Title:
Self-Consolidating Paste Systems Containing Acacia Nilotica Gum Powder
Author(s):
Syed Ali Rizwan, Sana Gul, and Thomas A. Bier
Publication:
Materials Journal
Volume:
116
Issue:
1
Appears on pages(s):
5-14
Keywords:
acacia nilotica gum powder; characterization; self-consolidating paste systems
DOI:
10.14359/51706841
Date:
1/1/2019
Abstract:
The authors have used different types of acacia gum powders in self-consolidating paste systems. The response of self-consolidating paste (SCP) systems modified with a natural organic admixture—acacia nilotica gum (AN) powder—in varying dosages at a constant water-binder ratio (w/b) of 27% is reported to address missing links and provides in-depth information to readers.
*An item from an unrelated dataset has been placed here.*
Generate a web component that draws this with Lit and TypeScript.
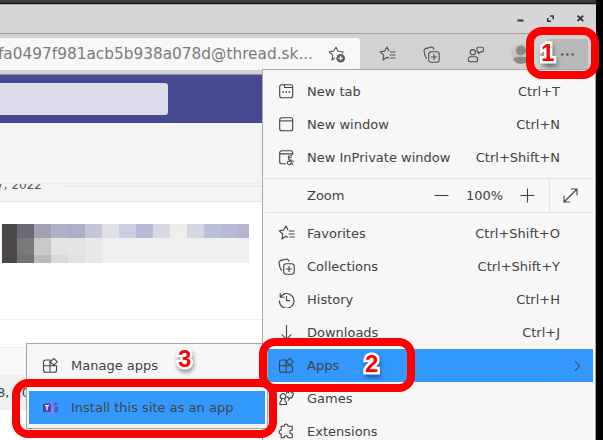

Some comparative information with a similar, previously published work using a typical AN gum powder content of 0.66% at its water demand of 32.5% in SCP systems is also given to explain the role of mixing water content on various properties of self-consolidating cementitious
systems (SCCs). Five SCP formulations at varying dosages of AN gum powder were prepared, with or without cement replacement by secondary raw materials (SRMs) including fly ash and limestone powder. These formulations were tested in both fresh and hardened states for parameters such as high-range water-reducing admixture (HRWRA) demand, flow characteristics, compressive strengths, total linear early shrinkage, thermal conductivity, washout mass loss, density, and air content of the SCP systems. The role of mixing-water content was found to be very significant in terms of fresh and hardened properties of SCPs. The results revealed retarding behavior of SCP systems containing AN gum powder, slight offset able reduction in compressive strength at maximum recommended dose of AN gum powder, reduced thermal conductivity, reduced washout mass loss, and increased viscosity. Self-consolidating cementitious systems (SCCs) incorporating the recommended AN gum powder content can be used in situations such as mass concrete works, hot weather concrete, freezing-and-thawing environments, and to create energy-efficient buildings with reduced shrinkage.